DESCRIPTION OF THE TASK: Return only the lines from the top of the material through the line marked by "const activeTab = '当日成交'", unaltered.

########

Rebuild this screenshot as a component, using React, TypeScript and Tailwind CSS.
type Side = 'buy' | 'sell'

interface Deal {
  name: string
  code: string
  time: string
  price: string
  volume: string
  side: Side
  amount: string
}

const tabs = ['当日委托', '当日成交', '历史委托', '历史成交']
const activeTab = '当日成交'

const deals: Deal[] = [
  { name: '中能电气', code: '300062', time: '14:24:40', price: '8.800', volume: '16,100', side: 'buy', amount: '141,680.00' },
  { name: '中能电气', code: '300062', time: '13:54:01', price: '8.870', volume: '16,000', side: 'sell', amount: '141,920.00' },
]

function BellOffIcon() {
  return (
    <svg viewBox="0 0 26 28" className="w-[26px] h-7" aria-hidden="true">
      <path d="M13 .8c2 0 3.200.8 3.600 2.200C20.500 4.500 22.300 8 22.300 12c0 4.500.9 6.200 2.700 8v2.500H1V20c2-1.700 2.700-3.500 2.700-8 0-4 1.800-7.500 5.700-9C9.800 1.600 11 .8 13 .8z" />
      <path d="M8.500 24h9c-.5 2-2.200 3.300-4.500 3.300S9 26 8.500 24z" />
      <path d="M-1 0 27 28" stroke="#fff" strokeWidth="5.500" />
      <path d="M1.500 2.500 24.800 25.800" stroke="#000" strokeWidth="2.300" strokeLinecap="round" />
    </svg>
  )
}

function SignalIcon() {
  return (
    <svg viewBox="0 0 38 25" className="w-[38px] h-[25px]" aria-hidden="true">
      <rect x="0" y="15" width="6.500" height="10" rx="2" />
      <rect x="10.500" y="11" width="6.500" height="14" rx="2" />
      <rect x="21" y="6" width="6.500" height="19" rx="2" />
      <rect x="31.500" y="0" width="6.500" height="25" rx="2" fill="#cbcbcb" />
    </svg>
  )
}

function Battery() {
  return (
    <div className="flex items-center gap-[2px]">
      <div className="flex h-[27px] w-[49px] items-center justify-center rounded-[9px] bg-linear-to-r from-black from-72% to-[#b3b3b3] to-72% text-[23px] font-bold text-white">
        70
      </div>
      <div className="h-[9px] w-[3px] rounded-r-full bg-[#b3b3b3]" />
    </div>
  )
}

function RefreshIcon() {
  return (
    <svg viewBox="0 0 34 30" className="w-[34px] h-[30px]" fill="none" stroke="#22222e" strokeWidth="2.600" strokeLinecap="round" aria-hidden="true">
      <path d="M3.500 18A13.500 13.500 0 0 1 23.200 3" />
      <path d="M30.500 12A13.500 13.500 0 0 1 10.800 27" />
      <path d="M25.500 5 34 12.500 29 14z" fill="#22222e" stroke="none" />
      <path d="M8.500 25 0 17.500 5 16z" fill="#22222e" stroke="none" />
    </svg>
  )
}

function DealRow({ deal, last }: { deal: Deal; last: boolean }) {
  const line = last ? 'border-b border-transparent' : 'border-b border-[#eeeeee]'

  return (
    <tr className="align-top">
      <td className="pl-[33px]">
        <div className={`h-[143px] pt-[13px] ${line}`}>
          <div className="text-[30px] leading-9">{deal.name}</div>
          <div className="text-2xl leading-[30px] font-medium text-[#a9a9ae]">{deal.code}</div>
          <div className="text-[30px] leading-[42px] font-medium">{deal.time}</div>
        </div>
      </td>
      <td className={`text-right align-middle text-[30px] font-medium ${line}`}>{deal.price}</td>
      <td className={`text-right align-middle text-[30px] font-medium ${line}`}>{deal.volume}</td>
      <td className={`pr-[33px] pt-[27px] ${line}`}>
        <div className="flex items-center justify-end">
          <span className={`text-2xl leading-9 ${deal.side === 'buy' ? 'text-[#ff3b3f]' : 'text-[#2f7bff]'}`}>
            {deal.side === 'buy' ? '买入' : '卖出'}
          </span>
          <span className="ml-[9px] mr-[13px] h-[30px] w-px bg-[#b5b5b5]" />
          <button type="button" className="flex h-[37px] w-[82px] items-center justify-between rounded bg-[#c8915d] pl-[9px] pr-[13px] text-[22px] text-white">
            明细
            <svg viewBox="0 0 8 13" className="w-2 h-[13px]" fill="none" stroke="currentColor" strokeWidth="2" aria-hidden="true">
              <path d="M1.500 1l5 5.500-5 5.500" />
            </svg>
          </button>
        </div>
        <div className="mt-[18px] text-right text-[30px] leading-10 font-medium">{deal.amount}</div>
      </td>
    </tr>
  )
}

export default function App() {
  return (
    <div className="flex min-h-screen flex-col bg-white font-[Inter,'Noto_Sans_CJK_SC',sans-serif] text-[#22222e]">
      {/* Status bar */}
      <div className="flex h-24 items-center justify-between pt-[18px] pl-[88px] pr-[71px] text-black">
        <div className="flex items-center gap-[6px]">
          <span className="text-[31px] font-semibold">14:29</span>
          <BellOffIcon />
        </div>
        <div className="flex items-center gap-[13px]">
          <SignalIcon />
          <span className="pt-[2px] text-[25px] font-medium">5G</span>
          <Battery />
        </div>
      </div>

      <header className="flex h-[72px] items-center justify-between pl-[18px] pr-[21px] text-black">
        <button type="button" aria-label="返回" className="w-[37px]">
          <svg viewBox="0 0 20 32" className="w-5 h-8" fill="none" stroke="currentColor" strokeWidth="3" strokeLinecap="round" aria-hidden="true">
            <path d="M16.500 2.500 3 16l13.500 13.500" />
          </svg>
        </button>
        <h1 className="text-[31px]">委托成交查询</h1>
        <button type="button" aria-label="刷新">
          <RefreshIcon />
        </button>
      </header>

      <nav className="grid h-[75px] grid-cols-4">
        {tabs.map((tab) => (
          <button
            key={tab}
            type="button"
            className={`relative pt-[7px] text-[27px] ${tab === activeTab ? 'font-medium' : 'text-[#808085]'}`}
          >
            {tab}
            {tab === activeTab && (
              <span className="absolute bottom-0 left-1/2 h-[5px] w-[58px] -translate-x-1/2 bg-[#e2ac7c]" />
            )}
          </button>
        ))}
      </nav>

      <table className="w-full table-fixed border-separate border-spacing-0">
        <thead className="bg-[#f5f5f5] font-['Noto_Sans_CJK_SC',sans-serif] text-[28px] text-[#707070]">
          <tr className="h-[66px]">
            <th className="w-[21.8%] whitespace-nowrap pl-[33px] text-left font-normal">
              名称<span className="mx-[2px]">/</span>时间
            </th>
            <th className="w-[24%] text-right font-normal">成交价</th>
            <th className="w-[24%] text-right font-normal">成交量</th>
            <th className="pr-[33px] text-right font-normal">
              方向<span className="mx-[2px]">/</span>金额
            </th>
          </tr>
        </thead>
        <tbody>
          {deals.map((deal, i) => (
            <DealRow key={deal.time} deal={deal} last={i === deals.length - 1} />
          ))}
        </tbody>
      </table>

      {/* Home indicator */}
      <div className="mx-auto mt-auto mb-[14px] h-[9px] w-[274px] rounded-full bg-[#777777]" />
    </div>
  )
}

########

THE RESPONSE:
Rebuild this screenshot as a component, using React, TypeScript and Tailwind CSS.
type Side = 'buy' | 'sell'

interface Deal {
  name: string
  code: string
  time: string
  price: string
  volume: string
  side: Side
  amount: string
}

const tabs = ['当日委托', '当日成交', '历史委托', '历史成交']
const activeTab = '当日成交'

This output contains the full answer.